I do not remember celebrating Mother’s Day while living in Mexico in 1974, but I do remember how children were treated. At 21 years old, my focus was not on children, but the difference between what I observed in my US life and my Mexican life was unmistakable. First, there were no crying babies. NONE! Babies were breastfed and mom was always close by. Children and babies were everywhere and were content. I’d never seen a baby at it’s mother’s breast in New Jersey. In Mexico it was the norm, but it was more than a way to feed a baby.

Second, babies were transported on the body in a rebozo, a shawl wrapped over one shoulder and under the opposite arm used to sometimes carry chickens or cabbages, but most often a baby. Little feet would be sticking out while suspended hammock-like from the front or back of the mother’s body.

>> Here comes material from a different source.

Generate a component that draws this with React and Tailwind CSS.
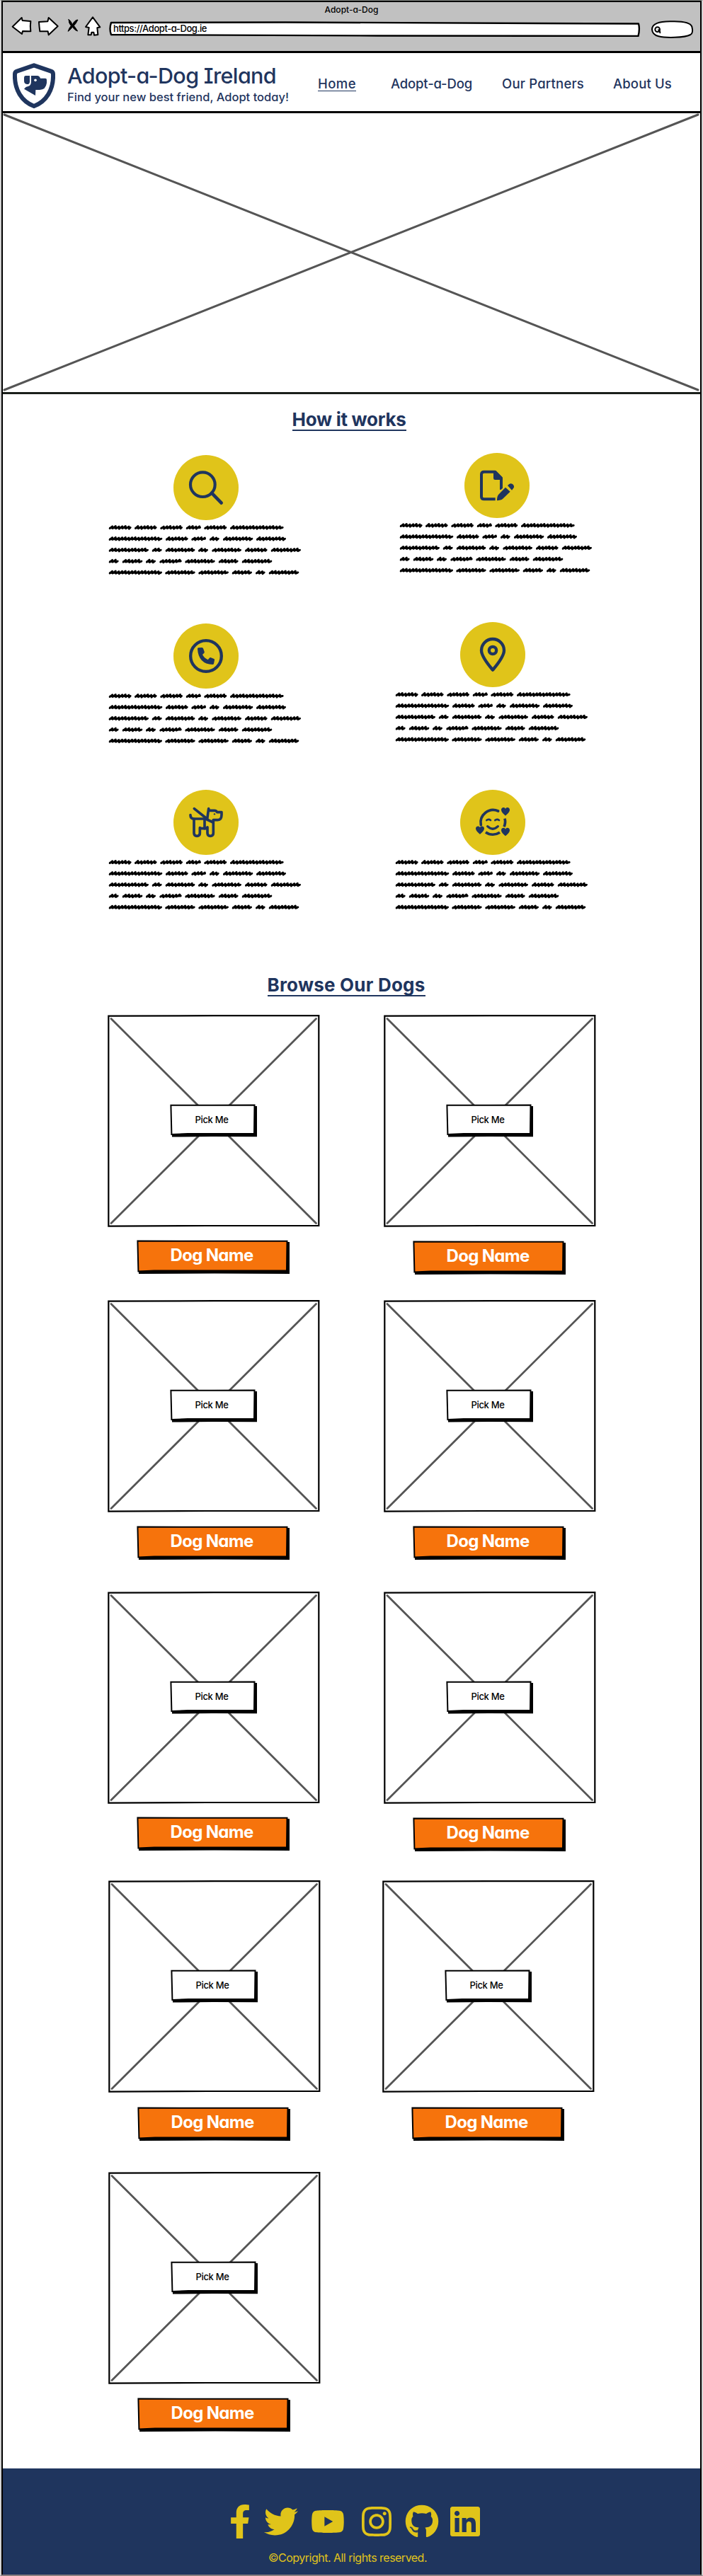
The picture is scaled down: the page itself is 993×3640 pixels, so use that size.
import { useLayoutEffect, useRef } from "react";
import { FaFacebookF, FaTwitter, FaYoutube, FaInstagram, FaGithub, FaLinkedin } from "react-icons/fa";

// Spreads the letters of a label so that it fills the given width.
function Label({ width, className, children }) {
  const ref = useRef(null);
  useLayoutEffect(() => {
    const el = ref.current;
    const fit = () => {
      el.style.letterSpacing = "0px";
      const natural = el.getBoundingClientRect().width;
      el.style.letterSpacing = (width - natural) / el.textContent.length + "px";
    };
    fit();
    document.fonts?.ready.then(fit);
  }, [width]);
  return (
    <span ref={ref} className={"inline-block whitespace-nowrap " + className}>
      {children}
    </span>
  );
}

function ChromeIcons() {
  return (
    <svg className="h-[30px] w-[128px]" viewBox="45 66 384 90" fill="#fff" stroke="#000" strokeWidth="6" strokeLinejoin="round" strokeLinecap="round">
      <path d="M50 113 L89 75 L92 87 L127 90 Q124 112 127 133 L93 132 L90 144 Z" />
      <path d="M162 93 L199 91 L203 75 L242 111 L203 148 L200 133 L166 133 Q163 112 162 93 Z" />
      <path d="M288 83 C296 86 301 98 304 104 C310 92 318 84 327 84 Q317 103 310 109 Q318 119 326 132 Q316 131 304 115 Q294 128 285 133 Q290 119 298 109 Q288 99 288 83 Z" fill="#000" strokeWidth="3" />
      <path d="M390 73 L421 115 L409 118 L412 147 L396 149 L394 137 L385 137 L383 148 L370 148 L374 117 L360 114 Z" />
    </svg>
  );
}

function BrowserBar() {
  return (
    <div className="flex h-[72px] flex-col border-b-[3px] border-black bg-[#c1c1c1]">
      <div className="flex h-[19px] justify-center">
        <Label width={76} className="text-xs font-medium leading-[22px]">Adopt-a-Dog</Label>
      </div>
      <div className="flex pl-3">
        <ChromeIcons />
        <div className="ml-[9px] mt-[8px] grid h-[22px] w-[753px] items-center">
          <svg className="col-start-1 row-start-1 h-[22px] w-[753px]" viewBox="0 0 753 22" fill="#fff" stroke="#000" strokeWidth="2.4" strokeLinejoin="round">
            <path d="M4 2 L250 1.5 L749 3.5 Q751 11 748.5 21 L380 20.5 L4 19 Q1 11 4 2 Z" />
          </svg>
          <div className="col-start-1 row-start-1 flex pb-0.5 pl-[7px]">
            <Label width={132} className="text-[13px] font-medium leading-5">https://Adopt-a-Dog.ie</Label>
          </div>
        </div>
        <svg className="ml-[12px] mt-[5px] h-[28px] w-[64px]" viewBox="1275 80 192 84" fill="#fff" stroke="#000" strokeWidth="6" strokeLinecap="round">
          <path d="M1284 124 C1284 98 1314 91 1360 90 C1410 88 1446 92 1453 112 Q1460 138 1447 146 C1420 160 1340 160 1312 153 Q1285 146 1284 124 Z" />
          <circle cx="1307" cy="124" r="10" />
          <path d="M1311 126 Q1318 129 1318 138" />
        </svg>
      </div>
    </div>
  );
}

function Logo() {
  return (
    <svg className="h-16 w-[60px]" viewBox="54 267 180 192" fill="#1f355e">
      <path
        d="M144 277 L216 302 Q225 305 225 314 C228 380 196 430 144 450 C92 430 60 380 63 314 Q63 305 72 302 Z"
        fill="none" stroke="#1f355e" strokeWidth="18" strokeLinejoin="round"
      />
      <path d="M108 321 H126 V347 Q125 358 114 357 Q102 356 102 343 V329 Q102 321 108 321 Z" />
      <path d="M132 321 H158 Q167 321 171 332 H192 Q198 332 198 339 V352 Q194 381 168 381 H151 L150 405 L102 377 Q109 367 119 366 Q132 363 132 345 Z" />
      <circle cx="150" cy="340" r="5.5" fill="#fff" />
    </svg>
  );
}

function Header() {
  return (
    <header className="flex h-[82px] text-[#1f355e]">
      <div className="pl-[14px] pt-[14px]">
        <Logo />
      </div>
      <div className="flex w-[352px] flex-col items-start pl-[17px] pt-[13px]">
        <Label width={295} className="h-[38px] text-[30.5px] font-medium leading-[38px]">Adopt-a-Dog Ireland</Label>
        <Label width={313} className="h-[22px] text-[16.5px] font-medium leading-[22px]">Find your new best friend, Adopt today!</Label>
      </div>
      <nav className="flex pl-[19px] pt-[29px] text-[18.5px] font-medium leading-7">
        <a className="flex h-[25px] w-[54px] border-b border-[#1f355e]"><Label width={54} className="">Home</Label></a>
        <a className="ml-[49px]"><Label width={115} className="">Adopt-a-Dog</Label></a>
        <a className="ml-[42px]"><Label width={116} className="">Our Partners</Label></a>
        <a className="ml-[41px]"><Label width={83} className="">About Us</Label></a>
      </nav>
    </header>
  );
}

function Hero() {
  return (
    <svg className="h-[400px] w-full" viewBox="0 0 985 400" fill="none">
      <path d="M0 1.5 H985" stroke="#000" strokeWidth="3" />
      <path d="M0 398.5 H985" stroke="#1b1f1b" strokeWidth="3" />
      <path d="M2 5 L982 394 M982 5 L2 394" stroke="#555" strokeWidth="3" strokeLinecap="round" />
    </svg>
  );
}

const scribble = [
  [[70, 166], [179, 274], [288, 383], [397, 461], [474, 570], [584, 811]],
  [[70, 297], [311, 406], [420, 482], [497, 538], [554, 681], [695, 821]],
  [[70, 239], [253, 295], [310, 435], [449, 491], [507, 632], [647, 742], [757, 884]],
  [[70, 112], [127, 213], [227, 269], [285, 379], [393, 520], [535, 619], [634, 762]],
  [[70, 296], [309, 436], [450, 578], [592, 677], [692, 733], [748, 876]],
];

// One scrawled word: a slanted zigzag between two x positions.
function word(a, b, y) {
  let d = `M${a + 4} ${y + 4}`;
  let i = 0;
  for (let x = a + 12; x < b - 5; x += 7) {
    const up = i % 2 === 0;
    const reach = 4 + ((i * 5 + a) % 3);
    d += ` L${x + (up ? 3 : -3)} ${up ? y - reach : y + reach}`;
    i++;
  }
  return d + ` L${b - 4} ${y}`;
}

function Scribble() {
  return (
    <svg className="h-20 w-[274px]" viewBox="68 0 822 240" fill="none" stroke="#000" strokeLinejoin="round" strokeLinecap="round">
      {scribble.map((line, row) =>
        line.map(([a, b]) => {
          const y = 31 + row * 47.6;
          return (
            <g key={a}>
              <path d={word(a, b, y)} strokeWidth="8" />
              <path d={`M${a + 5} ${y + 2} L${b - 6} ${y + 1}`} strokeWidth="8" />
            </g>
          );
        })
      )}
    </svg>
  );
}

const heart = "c-4 -4 -19 -15 -18 -26 c1 -10 14 -12 18 -3 c4 -9 17 -7 18 3 c1 11 -14 22 -18 26 z";

const drawings = {
  search: (
    <>
      <circle cx="124" cy="125" r="52" strokeWidth="12.5" />
      <path d="M162 161 L203 203" strokeWidth="14" />
    </>
  ),
  form: (
    <>
      <path d="M131 196 H83 Q72 196 72 185 V91 Q72 80 83 80 H130 L156 106 V156" strokeWidth="12" strokeLinecap="butt" />
      <path d="M123 76 H132 L160 104 V114 H130 Q123 114 123 107 Z" fill="#1f355e" stroke="none" />
      <path d="M149 162 L165 146 V160 L145 180 L131 196 Z" fill="#e0c41a" stroke="none" />
      <path d="M174 146 L194 164 L162 195 Q155 201 138 202 Q138 184 144 177 Z" fill="#1f355e" stroke="none" />
      <path d="M183 138 L189 133 Q196 127 204 132 Q213 140 209 148 L201 158 Z" fill="#1f355e" stroke="none" />
    </>
  ),
  phone: (
    <>
      <circle cx="138" cy="138" r="65.5" strokeWidth="13" />
      <path d="M102 107 Q102 104 106 103 L120 102 Q124 102 126 106 L131 119 Q132 123 130 125 L123 132 Q130 146 146 154 L152 147 Q155 143 159 145 L172 150 Q175 152 174 155 L171 170 Q170 174 166 174 Q106 172 102 107 Z" fill="#1f355e" stroke="none" />
    </>
  ),
  pin: (
    <>
      <path d="M138 72 A48 48 0 0 0 90 120 C90 147 122 184 138 203 C154 184 186 147 186 120 A48 48 0 0 0 138 72 Z" strokeWidth="13" />
      <circle cx="138" cy="120" r="15.5" strokeWidth="13" />
    </>
  ),
  dog: (
    <g strokeWidth="11">
      <path d="M88 80 L142 123" />
      <path d="M72 107 Q72 123 88 123 H140" />
      <path d="M87 124 V184 Q88 196 99.5 196 Q112 196 112 184 V161 L118 164 H138 L144 159 V184 Q145 196 156 196 Q169 196 169 184 V130" />
      <path d="M132 124 V164 M142 126 L168 138" />
      <path d="M143 124 L149 80 L151 88 H174 Q181 88 185 95 H204 V106 Q204 128 188 128 H169" />
      <circle cx="174" cy="103" r="3.5" fill="#1f355e" stroke="none" />
    </g>
  ),
  love: (
    <>
      <path d="M161 90 A53 53 0 0 0 88 149" strokeWidth="11" />
      <path d="M108 180 A53 53 0 0 0 168 181 M189 122 A53 53 0 0 1 186 157" strokeWidth="11" strokeLinecap="butt" />
      <path d="M112 129 Q120 122 129 129 M148 129 Q156 122 165 129" strokeWidth="8" />
      <path d="M116 155 Q138 176 160 155" strokeWidth="10" />
      <path d={"M192 110 " + heart + " M84 189 " + heart + " M192 196 " + heart} fill="#1f355e" stroke="none" />
    </>
  ),
};

function Feature({ icon, className }) {
  return (
    <div className={"flex flex-col " + className}>
      <div className="ml-[92px] size-[92px] rounded-full bg-[#e0c41a]">
        <svg className="size-[92px]" viewBox="0 0 276 276" fill="none" stroke="#1f355e" strokeLinejoin="round" strokeLinecap="round">
          {drawings[icon]}
        </svg>
      </div>
      <Scribble />
    </div>
  );
}

function HowItWorks() {
  return (
    <section className="h-[826px]">
      <div className="flex h-[86px] justify-center pr-[7px] pt-[20px]">
        <h2 className="flex h-[32px] border-b-2 border-[#1f355e] font-bold text-[#1f355e]">
          <Label width={161} className="text-[26px] leading-8">How it works</Label>
        </h2>
      </div>
      <div className="flex pl-[149px]">
        <div className="flex w-[405px] flex-col">
          <Feature icon="search" className="" />
          <Feature icon="phone" className="mt-[66px]" />
          <Feature icon="dog" className="mt-[63px]" />
        </div>
        <div className="-mt-[3px] flex flex-col">
          <Feature icon="form" className="pl-[6px]" />
          <Feature icon="pin" className="mt-[67px]" />
          <Feature icon="love" className="mt-[65px]" />
        </div>
      </div>
    </section>
  );
}

function DogCard({ className, gap = "mt-[19px]" }) {
  return (
    <div className={"flex h-[368px] w-[300px] flex-col " + className}>
      <div className="grid h-[300px] w-[300px]">
        <svg className="col-start-1 row-start-1 size-[300px]" viewBox="0 0 300 300" fill="none">
          <path d="M1.3 1.7 L150 1.2 L298.3 1 V298 L140 298 L1.3 298.7 Z" stroke="#000" strokeWidth="2.2" />
          <path d="M5 5.5 L294.5 294.5 M294.5 5.5 L5 294.5" stroke="#555" strokeWidth="2.8" strokeLinecap="round" />
        </svg>
        <button className="col-start-1 row-start-1 ml-[88px] mt-[126px] grid h-[47px] w-[124px]">
          <svg className="col-start-1 row-start-1 h-[47px] w-[124px]" viewBox="0 0 124 47">
            <path d="M3 3 H123 V46.3 L60 46 L3 46.5 Z" />
            <path d="M1.4 1.7 L60 1.8 L119.5 1.5 L119 42 L25 42 L2.4 43 Z" fill="#fff" stroke="#000" strokeWidth="2" />
          </svg>
          <span className="col-start-1 row-start-1 flex items-start pl-[36px] pt-[12px]">
            <Label width={47} className="text-[13px] font-medium leading-5">Pick Me</Label>
          </span>
        </button>
      </div>
      <div className={"ml-[41px] grid h-[49px] w-[217px] " + gap}>
        <svg className="col-start-1 row-start-1 h-[49px] w-[217px]" viewBox="0 0 217 49">
          <path d="M3 3 H216 V48 L110 47.5 L3 48 Z" />
          <path d="M1.4 1.4 L100 1.8 L212.5 1.8 L212 43.5 L25 43.5 L2.4 44.5 Z" fill="#f6730c" stroke="#000" strokeWidth="2" />
        </svg>
        <span className="col-start-1 row-start-1 flex items-start pl-[48px] pt-[6px] font-bold text-white">
          <Label width={117} className="text-[24px] leading-8">Dog Name</Label>
        </span>
      </div>
    </div>
  );
}

function BrowseDogs() {
  return (
    <section className="h-[2105px]">
      <div className="flex h-[51px] justify-center pr-[15px]">
        <h2 className="flex h-[25px] border-b-2 border-[#1f355e] font-bold text-[#1f355e]">
          <Label width={223} className="-mt-[7px] h-8 text-[26px] leading-8">Browse Our Dogs</Label>
        </h2>
      </div>
      <div className="grid grid-cols-[390px_300px] pl-[147.5px]">
        <DogCard className="mb-[35px]" gap="mt-[18px]" />
        <DogCard className="" />
        <DogCard className="mb-[44px]" />
        <DogCard className="" />
        <DogCard className="mb-[40px]" gap="mt-[18px]" />
        <DogCard className="" />
        <DogCard className="ml-[1px] mb-[44px]" gap="mt-[20px]" />
        <DogCard className="-ml-[2px]" gap="mt-[20px]" />
        <DogCard className="ml-[1px]" />
      </div>
    </section>
  );
}

function Footer() {
  return (
    <footer className="h-[150px] bg-[#1f355e] text-[#e0c41a]">
      <div className="flex pl-[311px] pt-[51px]">
        <FaFacebookF className="size-12" />
        <FaTwitter className="ml-[9.5px] size-12" />
        <FaYoutube className="ml-[18.5px] size-12" />
        <FaInstagram className="ml-[21px] size-12" />
        <FaGithub className="ml-[16px] size-12" />
        <FaLinkedin className="ml-[13px] size-12" />
      </div>
      <div className="flex pl-[375px] pt-[15px]">
        <Label width={224} className="text-base leading-6">©Copyright. All rights reserved.</Label>
      </div>
    </footer>
  );
}

export default function App() {
  return (
    <div className="flex h-[3640px] w-[993px] flex-col border-x-2 border-b-2 border-t border-x-[#d4d4d4] border-b-[#8b7f7f] border-t-[#8a8f8a] bg-white font-['Inter',sans-serif] text-black [font-feature-settings:'cv11','cv08']">
      <div className="flex flex-col border-x-2 border-t-2 border-black">
        <BrowserBar />
        <Header />
        <Hero />
        <HowItWorks />
        <BrowseDogs />
        <Footer />
      </div>
    </div>
  );
}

If older, curious eyes observed the world perched from mom’s hip. There were no bottles or pacifiers or strollers. Attachment parenting was the norm. Dads were also very involved with their children. It was not uncommon to see a man playing with his children on the bus or at the park. Children were visible. There were no baby sitters, with the exception of an older sibling. Children were an everyday part of life. A toddler running down the aisle in church was not met with rolling eyes or clucking tongues.

Recently I was introduced, from two sources to a blog Revolution from Home, written by Beth Berry, a mom raising four daughters and living in Tulum, Mexico. Her observation of the treatment of children and the importance of family tells a better story than I, and supports one more reason for our move to Mexico.